⟨
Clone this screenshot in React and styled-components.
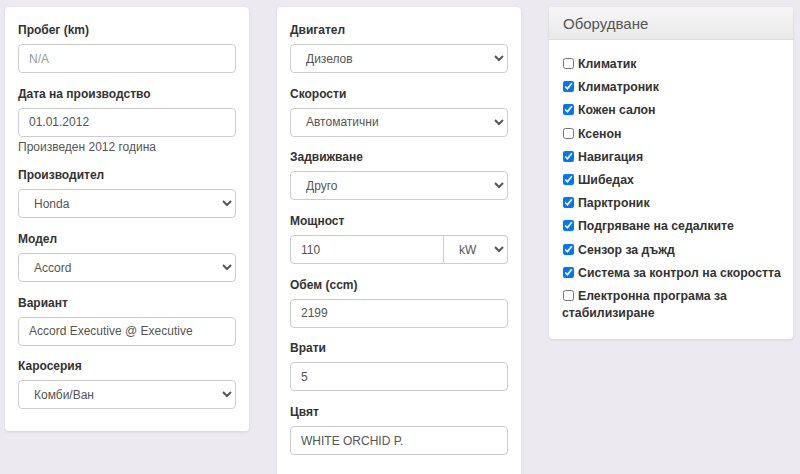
import React from 'react';
import styled, { createGlobalStyle } from 'styled-components';

const Global = createGlobalStyle`
  html, body {
    margin: 0;
    padding: 0;
    background: #ece9f0;
    font-family: "Liberation Sans", Arial, sans-serif;
    color: #333;
  }
`;

const Page = styled.div`
  display: flex;
  align-items: flex-start;
  gap: 28px;
  padding: 7px 5px 0;
  height: 474px;
  overflow: hidden;
  box-sizing: border-box;
`;

const Card = styled.div`
  width: 244px;
  box-sizing: border-box;
  background: #fff;
  border-radius: 4px;
  box-shadow: 0 1px 3px rgba(0, 0, 0, 0.1);
  padding: ${p => (p.$flush ? '0' : '15px 13px 22px')};
  min-height: ${p => (p.$tall ? '500px' : 'auto')};
`;

const Group = styled.div`
  margin-bottom: 12.7px;
  &:last-child { margin-bottom: 0; }
`;

const Label = styled.div`
  font-size: 12px;
  font-weight: bold;
  line-height: 17px;
  margin-bottom: 5px;
  color: #333;
`;

const Input = styled.input`
  display: block;
  width: 100%;
  height: 29px;
  box-sizing: border-box;
  border: 1px solid #ccc;
  border-radius: ${p => (p.$joined ? '4px 0 0 4px' : '4px')};
  padding: 0 10px;
  font-family: "Liberation Sans", Arial, sans-serif;
  font-size: 12px;
  color: #555;
  background: #fff;
  outline: none;
  &::placeholder { color: #999; }
`;

const Select = styled.select`
  display: block;
  width: ${p => p.$w || '100%'};
  flex: ${p => (p.$w ? 'none' : '1')};
  height: 29px;
  box-sizing: border-box;
  border: 1px solid #ccc;
  border-left-width: ${p => (p.$joined ? '0' : '1px')};
  border-radius: ${p => (p.$joined ? '0 4px 4px 0' : '4px')};
  padding: 0 8px 0 11px;
  font-family: "Liberation Sans", Arial, sans-serif;
  font-size: 12px;
  color: #555;
  background: #fff;
  outline: none;
`;

const InputRow = styled.div`
  display: flex;
`;

const Help = styled.div`
  font-size: 12px;
  line-height: 16px;
  color: #555;
  margin-top: 2px;
`;

const PanelHead = styled.div`
  height: 33px;
  box-sizing: border-box;
  padding: 0 14px;
  display: flex;
  align-items: center;
  font-size: 15px;
  color: #555;
  background: linear-gradient(#f6f6f6, #e9e9e9);
  border-bottom: 1px solid #ddd;
  border-radius: 4px 4px 0 0;
`;

const PanelBody = styled.div`
  padding: 16px 10px 17px 13px;
`;

const Check = styled.label`
  display: block;
  font-size: 12.3px;
  font-weight: bold;
  line-height: 17px;
  color: #333;
  margin-bottom: 6.2px;
  &:last-child { margin-bottom: 0; }
  input {
    margin: 0 4px 0 1px;
    width: 11px;
    height: 11px;
    vertical-align: -1px;
  }
`;

const Field = ({ label, children, help }) => (
  <Group>
    <Label>{label}</Label>
    {children}
    {help && <Help>{help}</Help>}
  </Group>
);

const Sel = ({ value, ...rest }) => (
  <Select defaultValue={value} {...rest}>
    <option>{value}</option>
  </Select>
);

const equipment = [
  ['Климатик', false],
  ['Климатроник', true],
  ['Кожен салон', true],
  ['Ксенон', false],
  ['Навигация', true],
  ['Шибедах', true],
  ['Парктроник', true],
  ['Подгряване на седалките', true],
  ['Сензор за дъжд', true],
  ['Система за контрол на скоростта', true],
  ['Електронна програма за стабилизиране', false],
];

export default function App() {
  return (
    <>
      <Global />
      <Page>
        <Card>
          <Field label="Пробег (km)">
            <Input placeholder="N/A" />
          </Field>
          <Field label="Дата на производство" help="Произведен 2012 година">
            <Input defaultValue="01.01.2012" />
          </Field>
          <Field label="Производител">
            <Sel value="Honda" />
          </Field>
          <Field label="Модел">
            <Sel value="Accord" />
          </Field>
          <Field label="Вариант">
            <Input defaultValue="Accord Executive @ Executive" />
          </Field>
          <Field label="Каросерия">
            <Sel value="Комби/Ван" />
          </Field>
        </Card>

        <Card $tall>
          <Field label="Двигател">
            <Sel value="Дизелов" />
          </Field>
          <Field label="Скорости">
            <Sel value="Автоматични" />
          </Field>
          <Field label="Задвижване">
            <Sel value="Друго" />
          </Field>
          <Field label="Мощност">
            <InputRow>
              <Input $joined defaultValue="110" />
              <Sel $joined $w="64px" value="kW" />
            </InputRow>
          </Field>
          <Field label="Обем (ccm)">
            <Input defaultValue="2199" />
          </Field>
          <Field label="Врати">
            <Input defaultValue="5" />
          </Field>
          <Field label="Цвят">
            <Input defaultValue="WHITE ORCHID P." />
          </Field>
        </Card>

        <Card $flush>
          <PanelHead>Оборудване</PanelHead>
          <PanelBody>
            {equipment.map(([name, on]) => (
              <Check key={name}>
                <input type="checkbox" defaultChecked={on} />
                {name}
              </Check>
            ))}
          </PanelBody>
        </Card>
      </Page>
    </>
  );
}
⟩
* **EXERCISE OBJECTIVE**
Review the preceding data and report every line that includes the string "components".

* **COMPLETED EXERCISE**
Clone this screenshot in React and styled-components.
import styled, { createGlobalStyle } from 'styled-components';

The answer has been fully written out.